As we moved down the river, blasting through 'stoppers', standing waves and holes, we manoeuvred skilfully as a team. There were few mishaps, but we had our moments...Gezza got plastered against the wall at 'Easy Over', and I capsized between two giant holes on 'Roller Coaster', which resulted in a quick roll. Carl did a few tail stands and other uncontrolled stunts, and Frank had great fun in his high buoyancy kayak sliding down backwards, sidewards and treating the rapids as if they weren't there. By the late afternoon, we had conquered the most dangerous grade 3 and 4 rapids: Sharks Tooth, Head Beater, Hole in the Wall, South African Swim, Himalaya Wrap, The Thing, The Wall and many more. And I was still in one piece. How good was that!

Having paddled a lot of slalom helped me to weave my way down the big rapids

At the end of the rapids and after saying goodbye to Frank, Gezza and smiling Carl, I hopped into my racing kayak, the 'machine' that was to get me to the end much quicker, and headed towards Tintaldra 60 kilometres away.

As I threaded my way around dozens of weeping willow trees which the storm had battered the evening before, I also had to watch out for barbed wire fences that jutted out into the river. By the second night, I was heading across the Hume Dam with a strong wind blowing. In the darkness it was difficult to cut through the rough waters, let alone see the dead trees that once lined the river bank. My midnight finish at Hume Weir would turn out to be the earliest stop in the next 20 days.

I soon realised that to achieve my goal I had to paddle into the night. This didn't seem too much of a problem at first, but when I started averaging 3-4 hours sleep a night, it was difficult to stay awake. By 11pm my eyelids were beginning to droop. The strain of looking into the darkness was overwhelming as the river snaked and slithered across the dry burnt country. Trees that had crashed down on bends were like giant antlers rising up out of the muddy waters, creating dangerous hazards which were difficult to see in the blackness. At every twist in the river, I chanced being speared by the snags if I ever took too much of a short cut.

When I looked upward into space, I could see the bright stars and constellations and a world alive with shooting stars and satellites.
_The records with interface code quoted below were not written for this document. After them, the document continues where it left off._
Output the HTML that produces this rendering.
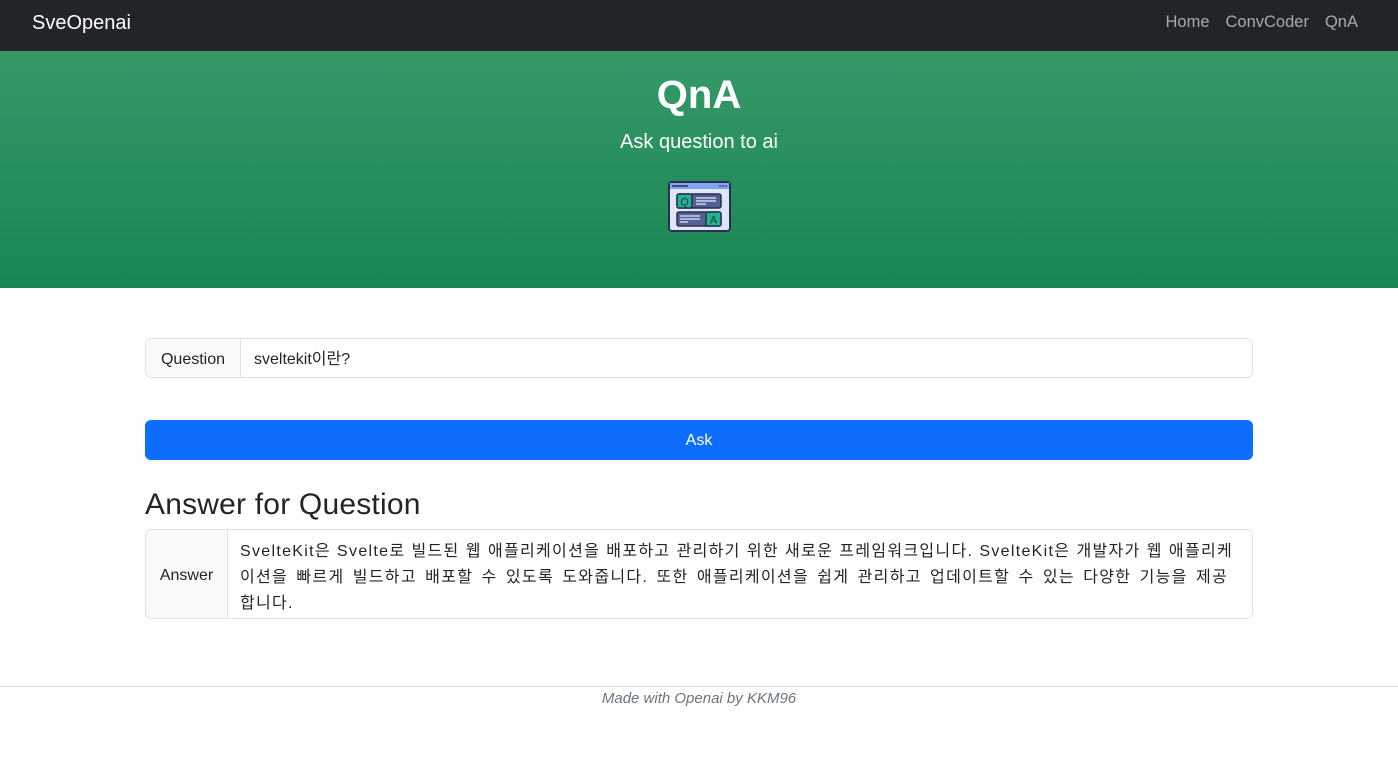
<!DOCTYPE html>
<html><head><meta charset="utf-8">
<style>
*{box-sizing:border-box;margin:0;padding:0}
body{width:1398px;height:776px;background:#fff;font-family:"Liberation Sans","Noto Sans CJK KR",sans-serif;color:#212529;overflow:hidden;position:relative}
nav{height:51px;background:#212529;position:relative}
.brand{position:absolute;left:32px;top:12px;color:#fff;font-size:20px}
.links{position:absolute;right:40px;top:13px;font-size:16.5px;color:rgba(255,255,255,.6)}
.links span{margin-left:16px}
.hero{height:237px;background:linear-gradient(#379868,#198754);text-align:center;color:#fff;position:relative}
.hero h1{position:absolute;top:22px;width:100%;font-size:40px;font-weight:bold}
.hero p{position:absolute;top:80px;width:100%;font-size:20px}
.icon{position:absolute;left:668px;top:130px}
.grp{position:absolute;left:145px;width:1108px;border:1px solid #dee2e6;border-radius:6px;display:flex;overflow:hidden;font-size:16px}
.lab{background:#f8f9fa;border-right:1px solid #dee2e6;display:flex;align-items:center;justify-content:center;padding-top:3px}
.btn{position:absolute;left:145px;top:420px;width:1108px;height:40px;background:#0d6efd;border-radius:6px;color:#fff;text-align:center;line-height:42px;font-size:16px}
h2{position:absolute;left:145px;top:488px;font-size:30px;font-weight:normal;letter-spacing:.2px}
.ans span{display:block;white-space:nowrap;line-height:26px;letter-spacing:1.3px}
.ans span.j{width:993px;text-align:justify;text-align-last:justify}
footer{position:absolute;top:686px;left:0;width:1398px;border-top:1px solid #dee2e6;text-align:center;color:#6c757d;font-style:italic;font-size:15px;padding-top:3px}
</style></head><body>
<nav><div class="brand">SveOpenai</div><div class="links"><span>Home</span><span>ConvCoder</span><span>QnA</span></div></nav>
<div class="hero"><h1>QnA</h1><p>Ask question to ai</p>
<svg class="icon" width="63" height="52" viewBox="0 0 63 52">
<rect x="1" y="1" width="61" height="49" rx="3" fill="#dfe6f7" stroke="#2b2f55" stroke-width="2"/>
<rect x="2" y="2" width="59" height="6" fill="#7ea6ee"/>
<line x1="4" y1="5" x2="20" y2="5" stroke="#2b2f55" stroke-width="1.5"/>
<circle cx="52" cy="5" r=".9" fill="#2b2f55"/><circle cx="55" cy="5" r=".9" fill="#2b2f55"/><circle cx="58" cy="5" r=".9" fill="#2b2f55"/>
<rect x="9" y="13" width="44" height="14" rx="2" fill="#52618f" stroke="#2b2f55" stroke-width="1.5"/>
<rect x="9" y="13" width="15" height="14" rx="2" fill="#1fb58a" stroke="#2b2f55" stroke-width="1.5"/>
<text x="16.5" y="24.5" font-size="11" text-anchor="middle" fill="#2b2f55" font-family="Liberation Sans">Q</text>
<line x1="28" y1="17" x2="48" y2="17" stroke="#c9d3ee" stroke-width="1.5"/><line x1="28" y1="20" x2="48" y2="20" stroke="#c9d3ee" stroke-width="1.5"/><line x1="28" y1="23" x2="38" y2="23" stroke="#c9d3ee" stroke-width="1.5"/>
<rect x="9" y="31" width="44" height="14" rx="2" fill="#52618f" stroke="#2b2f55" stroke-width="1.5"/>
<rect x="38" y="31" width="15" height="14" rx="2" fill="#1fb58a" stroke="#2b2f55" stroke-width="1.5"/>
<text x="45.5" y="42.5" font-size="11" text-anchor="middle" fill="#2b2f55" font-family="Liberation Sans">A</text>
<line x1="12" y1="35" x2="32" y2="35" stroke="#c9d3ee" stroke-width="1.5"/><line x1="12" y1="38" x2="32" y2="38" stroke="#c9d3ee" stroke-width="1.5"/><line x1="12" y1="41" x2="20" y2="41" stroke="#c9d3ee" stroke-width="1.5"/>
</svg></div>
<div class="grp" style="top:338px;height:40px"><div class="lab" style="width:95px">Question</div><div style="padding-left:13px;line-height:42px">sveltekit이란?</div></div>
<div class="btn">Ask</div>
<h2>Answer for Question</h2>
<div class="grp" style="top:529px;height:90px"><div class="lab" style="width:82px">Answer</div><div class="ans" style="padding:9px 0 0 12px"><span class="j">SvelteKit은 Svelte로 빌드된 웹 애플리케이션을 배포하고 관리하기 위한 새로운 프레임워크입니다. SvelteKit은 개발자가 웹 애플리케</span><span class="j" style="width:988px">이션을 빠르게 빌드하고 배포할 수 있도록 도와줍니다. 또한 애플리케이션을 쉽게 관리하고 업데이트할 수 있는 다양한 기능을 제공</span><span>합니다.</span></div></div>
<footer>Made with Openai by KKM96</footer>
</body></html>
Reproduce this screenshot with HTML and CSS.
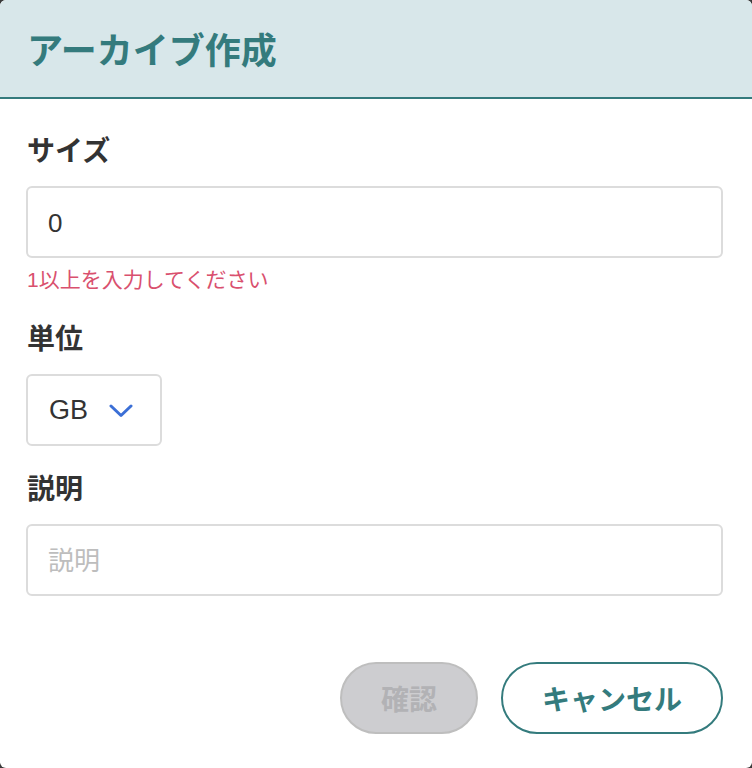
FILE: index.html
```html
<!DOCTYPE html>
<html lang="ja">
<head>
<meta charset="utf-8">
<title>アーカイブ作成</title>
<link rel="stylesheet" href="styles.css">
</head>
<body>
<div class="modal">
  <header class="modal-header">
    <h1 class="modal-title">アーカイブ作成</h1>
  </header>
  <div class="modal-body">
    <div class="field">
      <label class="field-label" for="size">サイズ</label>
      <input class="text-input" id="size" type="text" value="0">
      <p class="field-error">1以上を入力してください</p>
    </div>
    <div class="field field-unit">
      <label class="field-label">単位</label>
      <div class="select-box">
        <span class="select-value">GB</span>
        <svg class="select-chevron" width="24" height="14" viewBox="0 0 24 14" aria-hidden="true">
          <path d="M2 2 L12 11.5 L22 2" fill="none" stroke="#3b6fd6" stroke-width="3" stroke-linecap="round" stroke-linejoin="round"/>
        </svg>
      </div>
    </div>
    <div class="field field-desc">
      <label class="field-label" for="desc">説明</label>
      <input class="text-input" id="desc" type="text" placeholder="説明">
    </div>
    <div class="actions">
      <button class="btn btn-disabled" type="button" disabled>確認</button>
      <button class="btn btn-outline" type="button">キャンセル</button>
    </div>
  </div>
</div>
</body>
</html>
```
FILE: styles.css
```css
* { box-sizing: border-box; }
html, body { margin: 0; padding: 0; }
body {
  background: #3a3a3a;
  font-family: "Liberation Sans", "Noto Sans CJK JP", sans-serif;
  color: #333;
}
.modal {
  width: 752px;
  height: 768px;
  background: #fff;
  border-radius: 6px;
  overflow: hidden;
}
.modal-header {
  height: 99px;
  background: #d8e7ea;
  border-bottom: 2px solid #347b7d;
  display: flex;
  align-items: center;
  padding: 0 0 0 27px;
}
.modal-title {
  margin: 0;
  font-family: "Noto Sans CJK JP", sans-serif;
  font-size: 36px;
  font-weight: 700;
  color: #347b7d;
  line-height: 40px;
  padding-bottom: 2px;
}
.modal-body {
  padding: 32px 29px 0 26px;
}
.field {
  display: flex;
  flex-direction: column;
  align-items: flex-start;
}
.field-label {
  font-family: "Noto Sans CJK JP", sans-serif;
  font-size: 28px;
  font-weight: 700;
  line-height: 36px;
  color: #333;
  margin: 0 0 19px 1px;
}
.text-input {
  width: 697px;
  height: 72px;
  border: 2px solid #dcdcdc;
  border-radius: 6px;
  padding: 2px 20px 0;
  font-family: "Liberation Sans", "Noto Sans CJK JP", sans-serif;
  font-size: 26px;
  color: #333;
  background: #fff;
  outline: none;
}
.text-input::placeholder {
  color: #bdbdbd;
}
.field-error {
  margin: 8px 0 0 1px;
  font-size: 21px;
  line-height: 28px;
  color: #d9506e;
}
.field-unit { margin-top: 25px; }
.field-desc { margin-top: 23px; }
.select-box {
  width: 136px;
  height: 72px;
  border: 2px solid #dcdcdc;
  border-radius: 6px;
  display: flex;
  align-items: center;
  padding: 0 0 0 21px;
  gap: 21px;
}
.select-value {
  font-size: 27px;
  color: #333;
}
.select-chevron { display: block; margin-top: 2px; }
.actions {
  margin-top: 66px;
  display: flex;
  justify-content: flex-end;
  gap: 23px;
}
.btn {
  height: 72px;
  border-radius: 36px;
  font-family: "Noto Sans CJK JP", sans-serif;
  font-size: 28px;
  font-weight: 700;
  padding: 0;
  cursor: pointer;
}
.btn-disabled {
  width: 138px;
  background: #cdcdd0;
  border: 2px solid #bebebe;
  color: #b2b2b5;
  cursor: default;
}
.btn-outline {
  width: 222px;
  background: #fff;
  border: 2px solid #347b7d;
  color: #347b7d;
}
```
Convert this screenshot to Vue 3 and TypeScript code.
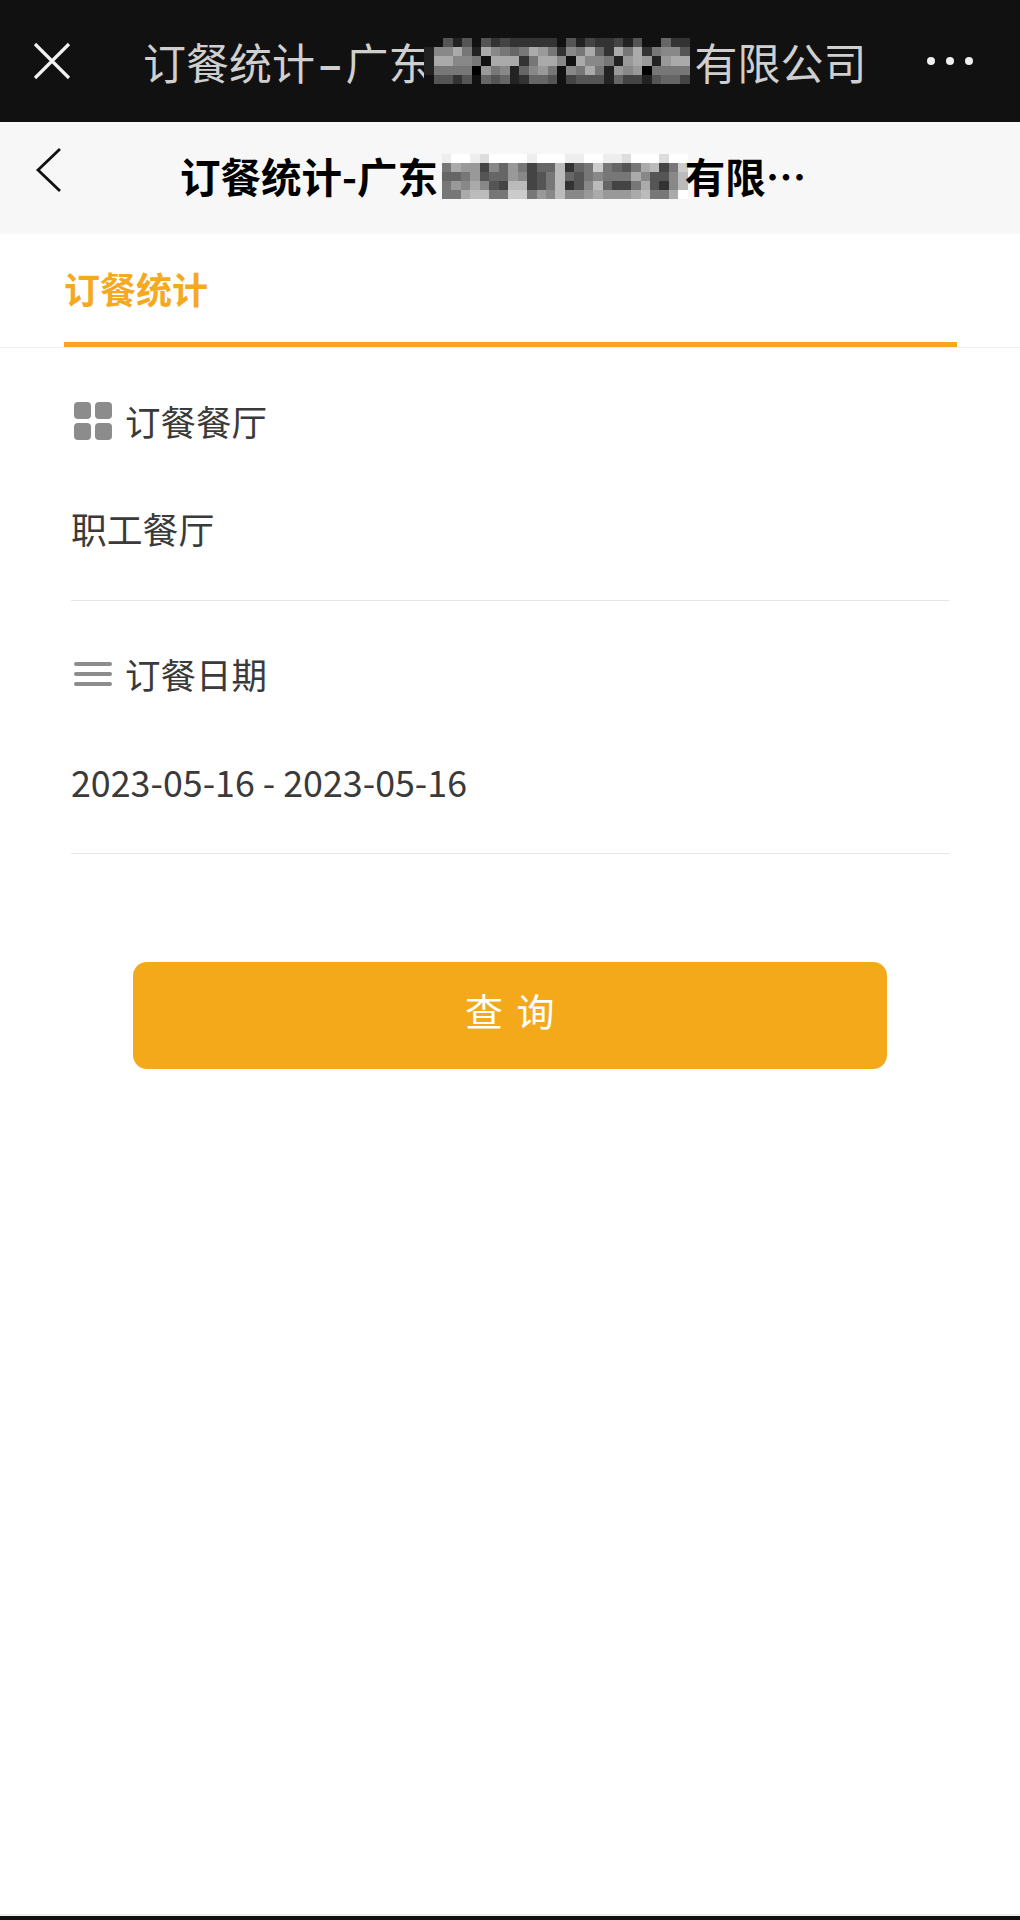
<script setup lang="ts">
const toCells = (rows: string[]): string[] =>
  rows.flatMap((r) => r.split('').map((c) => `#${c}${c}${c}${c}${c}${c}`));

const topCells = toCells([
  '1152515343333315243342511633',
  '288a72a8767a97387a63a7a37885',
  '2aa8871aaa37aa81a88729a929aa',
  '27777097826897187a7298907777',
  '1553516562366514555264425664',
]);

const navCells = toCells([
  'effedffffefffeeffeedfffdff',
  '7a9948697466b367c7657ab47c',
  '667956698457b6578777a8558b',
  '798a854bb457b358b6447a538b',
  '77abb77cc798b889a999ab77af',
]);
</script>

<template>
  <div class="page">
    <header class="topbar">
      <svg class="close" width="38" height="38" viewBox="0 0 38 38" aria-hidden="true">
        <path d="M2 2 L36 36 M36 2 L2 36" stroke="#f2f2f2" stroke-width="3.2" fill="none" />
      </svg>
      <div class="top-title">
        <span>订餐统计<span class="dash">–</span>广东</span>
        <span class="mosaic mosaic-top">
          <i v-for="(c, i) in topCells" :key="i" :style="{ background: c }"></i>
        </span>
        <span>有限公司</span>
      </div>
      <div class="dots"><i></i><i></i><i></i></div>
    </header>

    <nav class="navbar">
      <svg class="back" width="28" height="46" viewBox="0 0 28 46" aria-hidden="true">
        <path d="M25 2 L3 23 L25 44" stroke="#111" stroke-width="2.8" fill="none" />
      </svg>
      <div class="nav-title">
        <span>订餐统计-广东</span>
        <span class="mosaic mosaic-nav">
          <i v-for="(c, i) in navCells" :key="i" :style="{ background: c }"></i>
        </span>
        <span class="nav-tail">有限…</span>
      </div>
    </nav>

    <div class="tabs">
      <div class="tab">订餐统计</div>
    </div>

    <main class="form">
      <section class="field">
        <div class="label">
          <span class="icon-grid"><i></i><i></i><i></i><i></i></span>
          <span>订餐餐厅</span>
        </div>
        <div class="value">职工餐厅</div>
      </section>
      <section class="field">
        <div class="label">
          <span class="icon-lines"><i></i><i></i><i></i></span>
          <span>订餐日期</span>
        </div>
        <div class="value">2023-05-16 - 2023-05-16</div>
      </section>
      <button class="query" type="button">查 询</button>
    </main>

    <div class="spacer"></div>
    <div class="bottom-edge"></div>
  </div>
</template>

<style>
html,
body {
  margin: 0;
  background: #fff;
}
</style>

<style scoped>
.page {
  width: 1020px;
  height: 1920px;
  display: flex;
  flex-direction: column;
  font-family: "Noto Sans CJK SC", "Noto Sans", sans-serif;
  overflow: hidden;
  background: #fff;
}
.topbar {
  height: 122px;
  flex: none;
  background: #111;
  display: flex;
  align-items: center;
  padding: 0 47px 0 33px;
  box-sizing: border-box;
}
.close {
  flex: none;
}
.top-title {
  flex: 1;
  margin-left: 72px;
  display: flex;
  align-items: center;
  color: #cfcfcf;
  font-size: 43px;
  line-height: 60px;
  white-space: nowrap;
}
.dash {
  font-weight: 700;
  margin: 0 3.5px;
}
.mosaic {
  display: inline-grid;
  flex: none;
}
.mosaic i {
  display: block;
}
.mosaic-top {
  grid-template-columns: repeat(28, 9.47px);
  grid-auto-rows: 9.4px;
  margin: 0 5px 0 -7px;
}
.mosaic-nav {
  grid-template-columns: repeat(26, 9.46px);
  grid-auto-rows: 9px;
  margin: 0 0 0 4px;
}
.nav-tail {
  margin-left: -3px;
}
.dots {
  display: flex;
  gap: 11px;
  flex: none;
}
.dots i {
  display: block;
  width: 8px;
  height: 8px;
  border-radius: 50%;
  background: #f0f0f0;
}
.navbar {
  height: 112px;
  flex: none;
  background: #f7f7f7;
  display: flex;
  align-items: center;
  padding: 0 0 0 35px;
  box-sizing: border-box;
}
.back {
  flex: none;
  margin-bottom: 16px;
}
.nav-title {
  margin-left: 117px;
  margin-bottom: 4px;
  display: flex;
  align-items: center;
  color: #000;
  font-size: 40.5px;
  font-weight: 700;
  line-height: 56px;
  white-space: nowrap;
}
.tabs {
  height: 114px;
  flex: none;
  box-sizing: border-box;
  padding: 0 63px 0 64px;
  border-bottom: 1px solid #f0f0f0;
}
.tab {
  height: 113px;
  box-sizing: border-box;
  border-bottom: 5px solid #f5a623;
  padding: 28px 0 0;
  color: #f5a91f;
  font-size: 36px;
  font-weight: 700;
  line-height: 52px;
}
.form {
  flex: none;
  padding: 0 71px;
}
.field {
  border-bottom: 1px solid #e6e6e6;
  height: 253px;
  box-sizing: border-box;
  padding-top: 47px;
}
.label {
  display: flex;
  align-items: center;
  height: 52px;
  color: #3a3a3a;
  font-size: 35.5px;
  line-height: 52px;
}
.label span:last-child {
  margin-left: 13px;
}
.icon-grid {
  width: 38px;
  height: 38px;
  margin: 0 0 0 3px;
  display: grid;
  grid-template-columns: 17px 17px;
  grid-template-rows: 17px 17px;
  gap: 4px;
}
.icon-grid i {
  display: block;
  background: #8c8c8c;
  border-radius: 4px;
}
.icon-lines {
  width: 38px;
  height: 24px;
  margin: 0 0 0 3px;
  display: flex;
  flex-direction: column;
  justify-content: space-between;
}
.icon-lines i {
  display: block;
  height: 4px;
  background: #8c8c8c;
  border-radius: 2px;
}
.value {
  margin-top: 55px;
  height: 52px;
  color: #3a3a3a;
  font-size: 35.8px;
  line-height: 52px;
}
.query {
  display: block;
  margin: 108px auto 0;
  width: 754px;
  height: 107px;
  background: #f4a91b;
  border: 0;
  border-radius: 14px;
  color: #fff;
  font-family: inherit;
  font-size: 38px;
  line-height: 52px;
  letter-spacing: 2.5px;
  padding: 0 0 11px 2px;
}
.spacer {
  flex: 1;
}
.bottom-edge {
  height: 6px;
  flex: none;
  box-sizing: border-box;
  border-top: 2px solid #eee;
  background: #111;
}
</style>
Back on earth, trees continued to flank the river, silhouetted sometimes against the brighter sky. As the river narrowed, the sound of the current cutting through the snags increased my anxiety, as I had no idea if I was heading into them. I often thought of Mick MacManus who held the record. Why did he set such a high target, forcing me to paddle at night, and why was I so convinced that his record could be beaten when I hadn't paddled for so long? Probably because I felt I was at my prime at 39 years old, I had been enduring extreme physical challenges for the last 8 months, although not all paddling and I had done many other tough paddling trips.

I made the lightweight kayak for a 24 hour marathon but it got well used on this trip

Paddling till 2.00am, sometimes later and sometimes completely through the night, became a regular pattern. Three to four hours sleep was my maximum relief which kept me on target to beat the record. Night paddling was hazardous. As well as all the snags protruding from the water, I couldn't prevent myself from dozing off. Then there were the shadows! Trees created shadows. Shadows created problems, extra problems I didn't need. I saw shadows as objects; objects that I thought were logs, trees and rocks. Startled, I would flinch and my heart would leap into my mouth when I thought I was going to collide with these imaginary solid things in front of me but which were only shadows.

After my first week of paddling, the circulation in my toes became partly cut off because of the long hours I spent sitting in the kayak. That meant that three toes on my right leg tingled with numbness. I changed into sandshoes and cut out the toes to see if that would help and to allow them to fit into the kayak. It didn't help and I just hoped there weren't going to be any long term effects after I finished the paddle.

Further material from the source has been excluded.